Listed Building – Grade II*
- Official name: Town Hall, Market Place
- Designated: 23 April 1952
- Reference no.: 1183188

= Chipping Norton Town Hall =

Municipal building in Oxfordshire, England

Chipping Norton Town Hall is a municipal building in the Market Place, Chipping Norton, Oxfordshire, England. The building, which is used as an events venue, is a Grade II* listed building.

==History==
The first municipal building in the town was a guildhall which was built for the Guild of the Holy Trinity in 1520. Following the dissolution of the chantries in 1548, the guildhall was acquired by the town and subsequently used by civic leaders as their meeting place. (Note: The guildhall was subsequently auctioned and used by private owners for a variety of purposes before being acquired by the former member of parliament, Albert Brassey, in 1902. Brassey presented it to the borough council and it was subsequently used as a classroom, as a library and also as the town clerk's office.) In the early 1840s, the local member of parliament, James Langston, led a campaign to commission a more substantial structure. The site he selected was occupied by an ancient market house with nine pillars and a pyramid-shaped roof which was demolished to make way for the new structure.

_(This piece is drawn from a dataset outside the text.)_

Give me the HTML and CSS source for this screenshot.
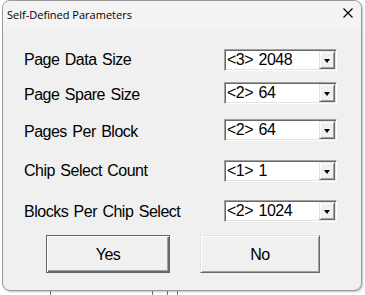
FILE: index.html
```html
<!DOCTYPE html>
<html>
<head>
<meta charset="utf-8">
<link rel="stylesheet" href="styles.css">
</head>
<body>
<div class="window">
  <div class="titlebar">
    <span class="title">Self-Defined Parameters</span>
    <svg class="close" width="10" height="10" viewBox="0 0 10 10"><path d="M0.5 0.5L9.5 9.5M9.5 0.5L0.5 9.5" stroke="#000" stroke-width="1.1" fill="none"/></svg>
  </div>
  <div class="form">
    <div class="row r1"><span class="label">Page Data Size</span><div class="combo"><span class="value">&lt;3&gt; 2048</span><span class="drop"><span class="arrow"></span></span></div></div>
    <div class="row r2"><span class="label">Page Spare Size</span><div class="combo"><span class="value">&lt;2&gt; 64</span><span class="drop"><span class="arrow"></span></span></div></div>
    <div class="row r3"><span class="label">Pages Per Block</span><div class="combo"><span class="value">&lt;2&gt; 64</span><span class="drop"><span class="arrow"></span></span></div></div>
    <div class="row r4"><span class="label">Chip Select Count</span><div class="combo"><span class="value">&lt;1&gt; 1</span><span class="drop"><span class="arrow"></span></span></div></div>
    <div class="row r5"><span class="label">Blocks Per Chip Select</span><div class="combo"><span class="value">&lt;2&gt; 1024</span><span class="drop"><span class="arrow"></span></span></div></div>
  </div>
  <div class="buttons">
    <div class="btn btn-default">Yes</div>
    <div class="btn">No</div>
  </div>
</div>
<div class="backdrop"></div>
</body>
</html>
```
FILE: styles.css
```css
html, body {
  margin: 0;
  padding: 0;
  background: #ffffff;
}
body {
  width: 365px;
  height: 295px;
  overflow: hidden;
}
.window {
  width: 360px;
  height: 291px;
  box-sizing: border-box;
  margin-left: 2px;
  border: 1px solid #9a9a9a;
  border-radius: 8px;
  background: #f0f0f0;
  overflow: hidden;
  display: flex;
  flex-direction: column;
  box-shadow: 1px 1px 2px rgba(0,0,0,0.25);
}
.titlebar {
  height: 29px;
  flex: none;
  display: flex;
  justify-content: space-between;
  align-items: flex-start;
  background: #f3f3f3;
}
.title {
  margin: 6px 0 0 4px;
  font-family: "Open Sans", "Noto Sans", sans-serif;
  font-size: 11px;
  line-height: 16px;
  color: #000;
}
.close {
  margin: 7px 8px 0 0;
  display: block;
}
.form {
  display: flex;
  flex-direction: column;
  padding-left: 21px;
}
.row {
  display: flex;
  align-items: center;
  height: 22px;
}
.r1 { margin-top: 19px; }
.r2 { margin-top: 11px; }
.r3 { margin-top: 15px; }
.r4 { margin-top: 19px; }
.r5 { margin-top: 18px; }
.label, .value, .btn {
  font-family: "Liberation Sans", Arial, sans-serif;
  font-size: 16px;
  letter-spacing: -0.5px;
  word-spacing: 1.5px;
  color: #000;
}
.label {
  width: 200px;
  line-height: 18px;
}
.r2 .label, .r3 .label { padding-top: 4px; }
.r5 .label { padding-top: 2px; }
.combo {
  width: 113px;
  height: 22px;
  box-sizing: border-box;
  border-style: solid;
  border-width: 1px;
  border-color: #a0a0a0 #ffffff #ffffff #a0a0a0;
  box-shadow: inset 1px 1px 0 #696969, inset -1px -1px 0 #e3e3e3;
  background: #ffffff;
  padding: 1px;
  display: flex;
  align-items: stretch;
}
.value {
  flex: 1;
  padding-left: 1px;
  line-height: 18px;
}
.drop {
  width: 16px;
  box-sizing: border-box;
  background: #f0f0f0;
  border-style: solid;
  border-width: 1px;
  border-color: #e3e3e3 #696969 #696969 #e3e3e3;
  box-shadow: inset 1px 1px 0 #ffffff, inset -1px -1px 0 #a0a0a0;
  display: flex;
  align-items: center;
  justify-content: center;
}
.arrow {
  width: 0;
  height: 0;
  border-left: 3.5px solid transparent;
  border-right: 3.5px solid transparent;
  border-top: 4px solid #000;
  margin-top: 1px;
}
.buttons {
  display: flex;
  gap: 30px;
  margin-top: 13px;
  padding-left: 43px;
}
.btn {
  height: 38px;
  box-sizing: border-box;
  display: flex;
  align-items: center;
  justify-content: center;
  background: #f0f0f0;
  padding-top: 1px;
}
.btn-default {
  width: 124px;
  border: 1px solid #646464;
  box-shadow: inset 1px 1px 0 #ffffff, inset -1px -1px 0 #696969, inset -2px -2px 0 #a0a0a0;
}
.btn:not(.btn-default) {
  width: 120px;
  border-style: solid;
  border-width: 1px;
  border-color: #e3e3e3 #696969 #696969 #e3e3e3;
  box-shadow: inset 1px 1px 0 #ffffff, inset -1px -1px 0 #a0a0a0;
}
.backdrop {
  height: 4px;
  background:
    linear-gradient(to right, transparent 50px, #6d6d6d 50px, #6d6d6d 51px, transparent 51px),
    linear-gradient(to right, transparent 152px, #6d6d6d 152px, #6d6d6d 153px, transparent 153px),
    linear-gradient(to right, transparent 167px, #6d6d6d 167px, #6d6d6d 168px, transparent 168px),
    linear-gradient(to right, transparent 177px, #6d6d6d 177px, #6d6d6d 178px, transparent 178px);
}
```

The new building was designed by George Stanley Repton in the Palladian style, built in ashlar stone and was completed in 1842. The design involved a symmetrical main frontage with nine bays facing onto the east side of the High Street. It featured a flight of seven steps leading up to a tetrastyle portico with Doric order columns supporting an entablature and a pediment; there were niches in the outer bays on the front elevation. The western elevation was arcaded on the ground floor and was fenestrated by seven tall sash windows flanked by pilasters supporting an entablature; there were again niches in the end bays, which slightly projected forward. The end elevations were arcaded on the ground floor and were fenestrated by rows of three sash windows flanked by pilasters supporting entablatures and pediments. The northern pediment was surmounted by a bellcote; some years later a clock (manufactured by local clockmaker Samuel Simms, c. 1849) was placed in the tympanum below. (Note: Following the fire in 1950 it was replaced with an electric clock by John Smith and Sons, Derby.) Internally, the principal rooms on the ground floor were the four cells for the incarceration of pretty criminals, the weighbridge for measuring the weight of goods being traded and the space for the horse-drawn fire engine, while the principal room on the first floor was the council chamber which was also used as a court room.

A grand dinner was held in the town hall in August 1855 to celebrate the official opening of the Chipping Norton Railway. A weather vane, designed in the form of a foxhound, was presented to the town by the Heythrop Hunt and installed at the top of the bellcote in March 1950. The building was badly damaged in a fire on 3 March 1950: while the shell of the building survived, much of the interior was destroyed. It continued to serve as the local seat of government until the enlarged West Oxfordshire District Council was formed at Witney in 1974, and subsequently continued to be used as a venue for major events such as the local Brexit debate in June 2016.

Works of art in the town hall include a portrait by Walter William Ouless of the member of parliament, Albert Brassey, a portrait by Edward S. Harper of the former mayor, Alderman Henry Field Wilkins and a portrait by an unknown artist of the local politician, James Langston.